A general framework for quasi-isometries in symbolic dynamics beyond groups
Sebastián Barbieri, Nicolás Bitar
TL;DR
The paper introduces blueprints as a versatile algebraic framework that encodes families of countable graphs and enables symbolic dynamics under partial monoid actions. It develops a general transfer mechanism for invariants through quasi-isometries, extending results previously known for groups to broader structures, and proves that domino problem undecidability, the existence of strongly aperiodic SFTs, and Medvedev-degrees invariants persist under quasi-isometries of finitely presented blueprints. A central methodological innovation is the construction of a QI-encoding SFT, which binds quasi-isometries to transfers of subshifts, ensuring that dynamical properties survive across quasi-isometric presentations.

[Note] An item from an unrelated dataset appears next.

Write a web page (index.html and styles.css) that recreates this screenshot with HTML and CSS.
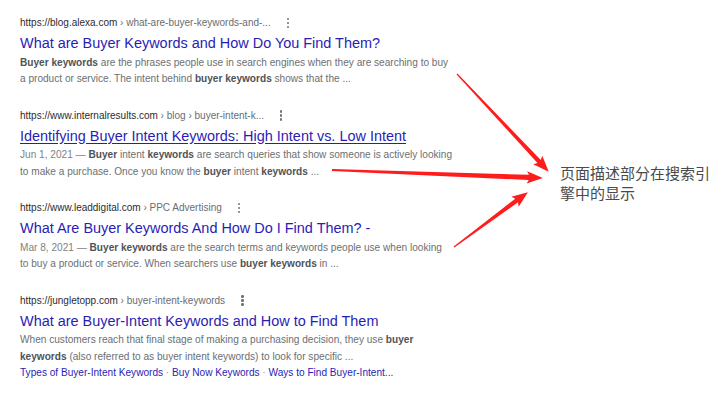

The approach is then applied to d-dimensional geometric tilings, where a patch blueprint captures punctured tilings with finite local complexity, culminating in an undecidability result for the geometric domino problem in dimensions $d\ge 2$. Overall, the work provides a unifying, geometry-aware framework that broadens the reach of quasi-isometry rigidity in symbolic dynamics beyond groups, with concrete consequences for tiling problems and computability invariants.
Abstract
We introduce an algebraic structure which encodes a collection of countable graphs through a set of states, generators and relations. For these structures, which we call blueprints, we provide a general framework for symbolic dynamics under a partial monoid action, and for transferring invariants of their symbolic dynamics through quasi-isometries. In particular, we show that the undecidability of the domino problem, the existence of strongly aperiodic subshifts of finite type, and the existence of subshifts of finite type without computable points are all quasi-isometry invariants for finitely presented blueprints. As an application of this model, we show that a variant of the domino problem for geometric tilings of $\mathbb{R}^d$ is undecidable for $d \geq 2$ on any underlying tiling space with finite local complexity.